E o sentimento de insegurança dos moradores é confirmado nos números da Secretaria de Segurança Pública do DF. A violência disparou nas ruas da capital nos últimos   meses, desde que foi iniciada a Operação Tartaruga.  Só em janeiro houve um aumento de 28% nos casos de homicídio em relação ao mesmo período do ano passado. Em Taguatinga houve um homicídio, duas tentativas, um latrocínio e três tentativas de latrocínio, conforme as estatísticas.
 
Comércio também não escapa
 
Os roubos ao comércio na região também são outro problema grave. No final de dezembro, a gerente de um supermercado da QNL 13 quase perdeu a vida quando se negou a entregar as chaves do cofre aos bandidos. 
 
Em meio a lágrimas, ela lembra do episódio. “Foi horrível. Eles colocaram a arma na minha cabeça. Um deles disse para me 'apagar' caso eu continuasse negando as chaves.

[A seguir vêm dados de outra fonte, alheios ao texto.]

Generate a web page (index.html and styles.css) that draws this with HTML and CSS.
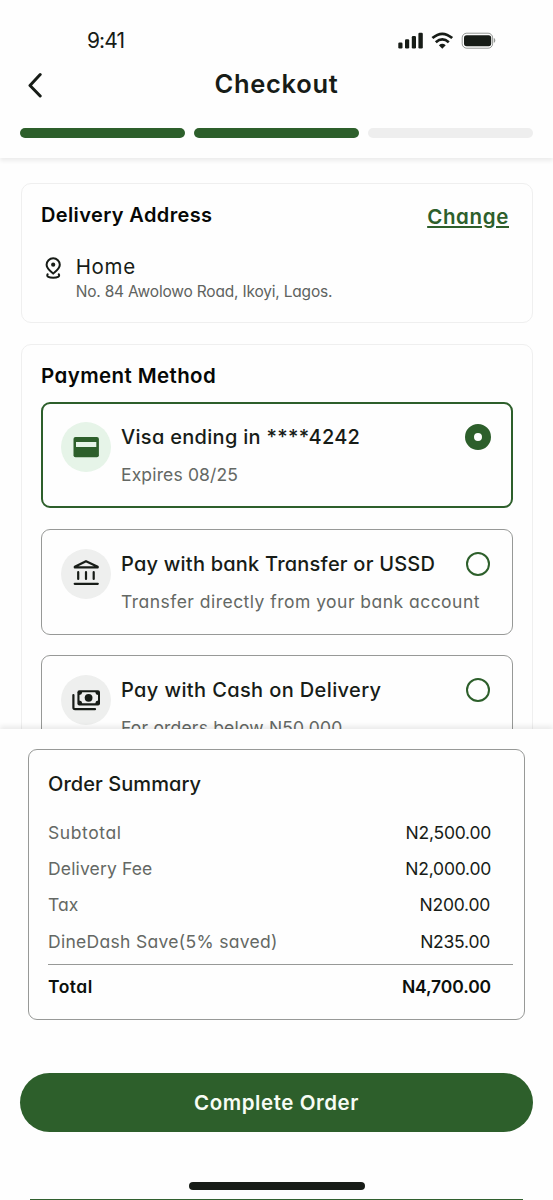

Por alguns minutos, achei que fosse morrer”, relata K.S., 36 anos.
 
Para a supervisora do mercado, a ausência de policiais na região provocou a ação dos bandidos. “Eles se sentem à vontade para fazerem o que quiserem. E a gente fica refém disso. Eles chegaram aqui no final do expediente e poderiam, se quisessem, ter levado muito mais coisas além do dinheiro. Ninguém ia ver”, afirma. 
 
 Procuradas para comentar a onda de violência na QNL, nem a Secretaria de Segurança nem a Polícia Militar se posicionaram sobre o assunto. 
 
 “Cidade está um caos”
 
Para a especialista em violência urbana Tânia Montoro, a população deve cobrar soluções das corporações de segurança e do Estado. “Não acho que a PM ganha mal.  Eles têm motivo para reivindicar? Acredito que sim, mas isso não pode significar abrir mão do serviço básico deles que é proteger e atender o cidadão. A cidade está um caos”, opina.